You’ve probably seen KAMUT® pasta, which is truly one of the more delicious options out there, but look for the flour as well at well-stocked bakery and health food stores.

It tends to absorb more water during cooking, so make sure your batter is nice and moist. For this reason, I added the additional water in this recipe. You can peruse http://www.kamut.com/ to learn more.

I incorporated some pear mash to add natural sweetness and moisture allowing the highly spiced muffins to have less fat and added sweetener. You can also use pureed apples, if desired.

Try one or both of these unconventional items and let me know what your judgment is.

Kamut Mulberry Muffins













2 pears, peeled and diced

1 cup Kamut flour or other flour of choice

1 cup quick cooking rolled oats

2 tsp baking powder

1 tsp baking soda

1 tsp ginger powder

1/2 tsp cinnamon

1/4 tsp ground cloves

1/4 tsp nutmeg

1/4 tsp salt

2 large eggs

1/2 cup palm or other sugar of choice

1/3 cup vegetable oil

1/4 cup water

1 tsp vanilla extract

1 cup dried mulberries

In a small saucepan, cook pears until very moist. Mash pears with a fork or potato masher and set aside to cool.

Preheat oven to 350°F. In a large bowl, combine flour, oats, baking powder, baking soda, ginger, cinnamon, cloves, nutmeg and salt.

In a separate bowl, light beat eggs and combine with pear puree, sugar, vegetable oil, water and vanilla. Stir dry ingredients into wet and fold in 3/4 cup mulberries. Divide mixture among 12 muffin cups and top batter with remaining mulberries. Bake for 20 minutes or until a tester comes out clean. Let cool before unmolding.

4 comments:

  1. What an interesting muffin! I'll definitely have to be on the lookout for both of those ingredients! Have fun in Thailand and Laos!!

    ReplyDelete
  2. Hola Matt,
    These muffins sound awesome!
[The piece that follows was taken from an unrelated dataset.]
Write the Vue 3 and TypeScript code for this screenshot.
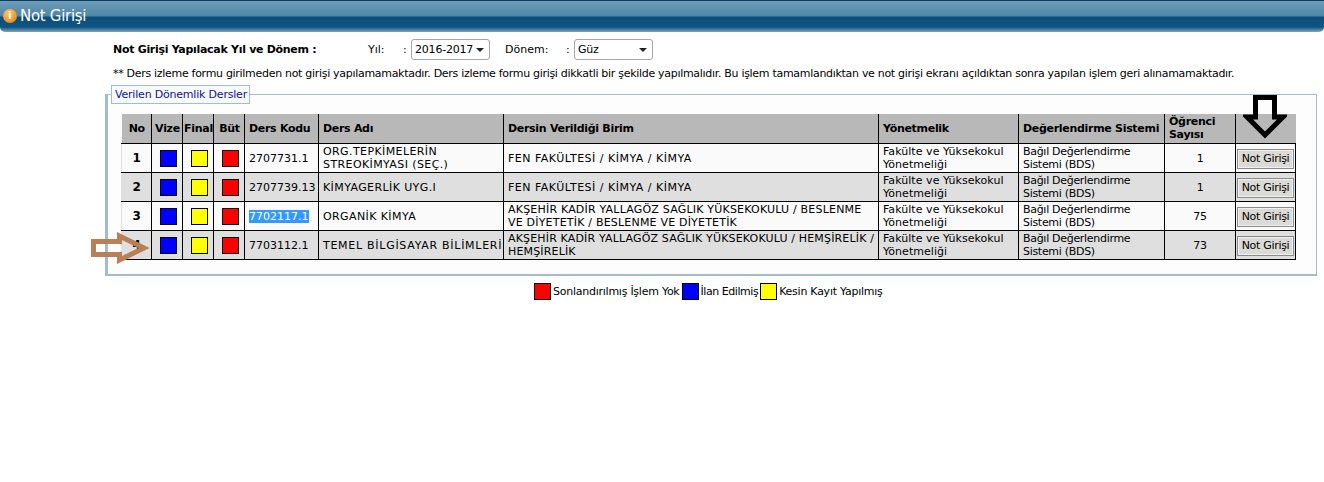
<script setup lang="ts">
interface Row { no: number; code: string; name: string; nameFit?: string; unit: string; fit: string; count: number; selected?: boolean }
const rows: Row[] = [
  { no: 1, code: '2707731.1', name: 'ORG.TEPKİMELERİN STREOKİMYASI (SEÇ.)', unit: 'FEN FAKÜLTESİ / KİMYA / KİMYA', fit: 'u-wide', count: 1 },
  { no: 2, code: '2707739.13', name: 'KİMYAGERLİK UYG.I', nameFit: 'n-one', unit: 'FEN FAKÜLTESİ / KİMYA / KİMYA', fit: 'u-wide', count: 1 },
  { no: 3, code: '7702117.1', name: 'ORGANİK KİMYA', nameFit: 'n-one', unit: 'AKŞEHİR KADİR YALLAGÖZ SAĞLIK YÜKSEKOKULU / BESLENME VE DİYETETİK / BESLENME VE DİYETETİK', fit: 'u-mid', count: 75, selected: true },
  { no: 4, code: '7703112.1', name: 'TEMEL BİLGİSAYAR BİLİMLERİ', nameFit: 'n-wide', unit: 'AKŞEHİR KADİR YALLAGÖZ SAĞLIK YÜKSEKOKULU / HEMŞİRELİK / HEMŞİRELİK', fit: 'u-fit', count: 73 }
]
const widths = [30, 31, 31, 31, 74, 185, 375, 140, 146, 71, 60]
</script>

<template>
  <div class="page">
    <header class="bar">
      <span class="info">i</span>
      <h1>Not Girişi</h1>
    </header>

    <div class="filters">
      <strong class="filter-title">Not Girişi Yapılacak Yıl ve Dönem :</strong>
      <span class="lbl-year">Yıl:</span>
      <span class="colon">:</span>
      <span class="select"><span>2016-2017</span><i></i></span>
      <span class="lbl-term">Dönem:</span>
      <span class="colon">:</span>
      <span class="select"><span>Güz</span><i></i></span>
    </div>

    <p class="note">** Ders izleme formu girilmeden not girişi yapılamamaktadır. Ders izleme formu girişi dikkatli bir şekilde yapılmalıdır. Bu işlem tamamlandıktan ve not girişi ekranı açıldıktan sonra yapılan işlem geri alınamamaktadır.</p>

    <section class="box">
      <div class="legend">Verilen Dönemlik Dersler</div>
      <table>
        <colgroup>
          <col v-for="(w, i) in widths" :key="i" :style="{ width: w + 'px' }" />
        </colgroup>
        <thead>
          <tr>
            <th class="c">No</th><th class="c">Vize</th><th class="c">Final</th><th class="c">Büt</th>
            <th>Ders Kodu</th><th>Ders Adı</th><th>Dersin Verildiği Birim</th><th>Yönetmelik</th>
            <th>Değerlendirme Sistemi</th><th class="tight">Öğrenci Sayısı</th><th></th>
          </tr>
        </thead>
        <tbody>
          <tr v-for="r in rows" :key="r.no">
            <td class="c no">{{ r.no }}</td>
            <td class="c mark"><span class="sw blue"></span></td>
            <td class="c mark"><span class="sw yellow"></span></td>
            <td class="c mark"><span class="sw red"></span></td>
            <td class="txt"><span :class="{ sel: r.selected }">{{ r.code }}</span></td>
            <td class="name" :class="r.nameFit">{{ r.name }}</td>
            <td :class="r.fit">{{ r.unit }}</td>
            <td class="plain">Fakülte ve Yüksekokul Yönetmeliği</td>
            <td>Bağıl Değerlendirme Sistemi (BDS)</td>
            <td class="c count">{{ r.count }}</td>
            <td class="c action"><button type="button">Not Girişi</button></td>
          </tr>
        </tbody>
      </table>

      <svg class="arrow-down" width="44" height="46" viewBox="0 0 44 46">
        <path d="M12.5 3.5H31.5V23H40L22 41L4 23H12.5Z" fill="none" stroke="#000" stroke-width="5" />
      </svg>
      <svg class="arrow-right" width="62" height="36" viewBox="0 0 62 36">
        <path d="M3.5 11.5H29.5V6L54 18L29.5 30V24.5H3.5Z" fill="none" stroke="#b98058" stroke-width="5" />
      </svg>
    </section>

    <div class="key">
      <span class="sw red"></span><span>Sonlandırılmış İşlem Yok</span>
      <span class="sw blue"></span><span class="key-short">İlan Edilmiş</span>
      <span class="sw yellow"></span><span>Kesin Kayıt Yapılmış</span>
    </div>
  </div>
</template>

<style scoped>
.page {
  width: 1324px;
  height: 482px;
  overflow: hidden;
  background: #fff;
  color: #000;
  font-family: "DejaVu Sans", sans-serif;
  font-size: 11px;
}
.bar {
  height: 32px;
  display: flex;
  align-items: center;
  gap: 3px;
  padding: 0 0 2px 3px;
  box-sizing: border-box;
  border-radius: 0 0 5px 5px;
  border-top: 1px solid #0b3f63;
  background: linear-gradient(#6f9cb8 0, #4f86a8 15px, #0c4f7c 16px, #0f5480 26px, #7fa6bc 31px);
}
.info {
  width: 14px;
  height: 14px;
  border-radius: 50%;
  background: radial-gradient(circle at 40% 30%, #ffc860, #e07a10);
  color: #fff;
  font: bold 10px/14px "DejaVu Sans", sans-serif;
  text-align: center;
}
h1 {
  margin: 0;
  font-size: 15px;
  font-weight: 400;
  letter-spacing: -0.3px;
  color: #fff;
}
.filters {
  display: flex;
  align-items: center;
  height: 23px;
  margin-top: 6px;
  padding-left: 113px;
}
.filter-title { width: 255px; letter-spacing: -0.3px; white-space: nowrap; }
.lbl-year { width: 35px; }
.lbl-term { width: 61px; margin-left: 15px; }
.colon { width: 8px; }
.select {
  width: 79px;
  height: 21px;
  box-sizing: border-box;
  display: flex;
  align-items: center;
  justify-content: space-between;
  padding: 0 5px 0 3px;
  border: 1px solid #a6a6a6;
  border-radius: 3px;
  letter-spacing: -0.2px;
}
.select i {
  width: 0;
  height: 0;
  border: 4px solid transparent;
  border-top: 4px solid #222;
  border-bottom: 0;
}
.note { margin: 5px 0 0 113px; line-height: 16px; white-space: nowrap; letter-spacing: -0.3px; }
.box {
  position: relative;
  box-sizing: border-box;
  width: 1212px;
  height: 182px;
  margin: 12px 0 0 105px;
  padding: 19px 0 0 13px;
  border: 1px solid #a3bccc;
  border-left-width: 3px;
  border-bottom-width: 2px;
  background: #fdfdfd;
}
.legend {
  position: absolute;
  left: 3px;
  top: -10px;
  width: 139px;
  padding: 0 3px;
  height: 19px;
  line-height: 18px;
  box-sizing: border-box;
  border: 1px solid #a3bccc;
  background: #f8fbfd;
  color: #11119a;
  letter-spacing: -0.2px;
  white-space: nowrap;
}
table {
  width: 1174px;
  table-layout: fixed;
  border-collapse: collapse;
}
th {
  height: 29px;
  box-sizing: border-box;
  padding: 0 3px 0 4px;
  background: #b8b8b8;
  border-left: 1px solid #000;
  border-bottom: 1px solid #000;
  text-align: left;
  font-weight: 700;
  line-height: 13px;
  letter-spacing: -0.3px;
}
th:first-child { border-left: 0; }
td {
  height: 29px;
  box-sizing: border-box;
  padding: 1px 3px 0 4px;
  border: 1px solid #000;
  line-height: 13.5px;
  overflow: hidden;
  letter-spacing: -0.3px;
}
td:first-child { border-left: 1px solid #dedede; }
tbody tr:nth-child(odd) td { background: #fafafa; }
tbody tr:nth-child(even) td { background: #dfdfdf; }
th.c { text-align: center; padding: 0 0 0 1px; }
td.c { text-align: center; padding: 0; }
td.mark { padding: 2px 0 0 2px; }
td.action { padding-top: 2px; }
td.no { font-weight: 700; font-size: 12px; padding-top: 2px; }
td.count { padding-top: 2px; }
td.txt { letter-spacing: 0; padding-top: 2px; }
td.name { letter-spacing: 0.4px; }
td.n-one { padding-top: 2px; }
td.n-wide { letter-spacing: 0.72px; padding: 2px 0 0 4px; white-space: nowrap; }
td.plain { letter-spacing: 0.05px; }
td.u-wide { letter-spacing: 0.5px; padding-top: 2px; }
td.u-mid { letter-spacing: 0.2px; }
td.u-fit { letter-spacing: 0.16px; padding-right: 0; }
th.tight { padding-right: 20px; }
.sel { background: #3399ff; color: #fff; }
.sw {
  display: inline-block;
  width: 17px;
  height: 17px;
  box-sizing: border-box;
  border: 1px solid #000;
  vertical-align: middle;
}
.blue { background: #0000ff; }
.yellow { background: #ffff00; }
.red { background: #ff0000; }
button {
  width: 57px;
  height: 20px;
  padding: 0;
  background: #dcdad6;
  border: 1px solid #8a8a8a;
  box-shadow: inset 0 0 0 1px #f0f0f0;
  font: 11px "DejaVu Sans", sans-serif;
  letter-spacing: -0.3px;
  color: #000;
  vertical-align: middle;
}
.arrow-down { position: absolute; left: 1135px; top: -1px; }
.arrow-right { position: absolute; left: -18px; top: 135px; }
.key {
  display: flex;
  align-items: center;
  gap: 2px;
  margin: 6px 0 0 534px;
  height: 18px;
  letter-spacing: -0.25px;
}
.key-short { letter-spacing: -0.45px; }
</style>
I've worked with kamut in the past, usually blending it with other flours as it's quite heavy, but great for quick breads and rustic goods. I've had kamut sourdough bread before (from a Toronto farmer's market) and it was really good. I haven't tried mullberries yet - they sound like my kind of berry since they have vit C AND iron.

    Thanks for all the great info - and thanks for sharing. :)

    Have an amazing time on your trek!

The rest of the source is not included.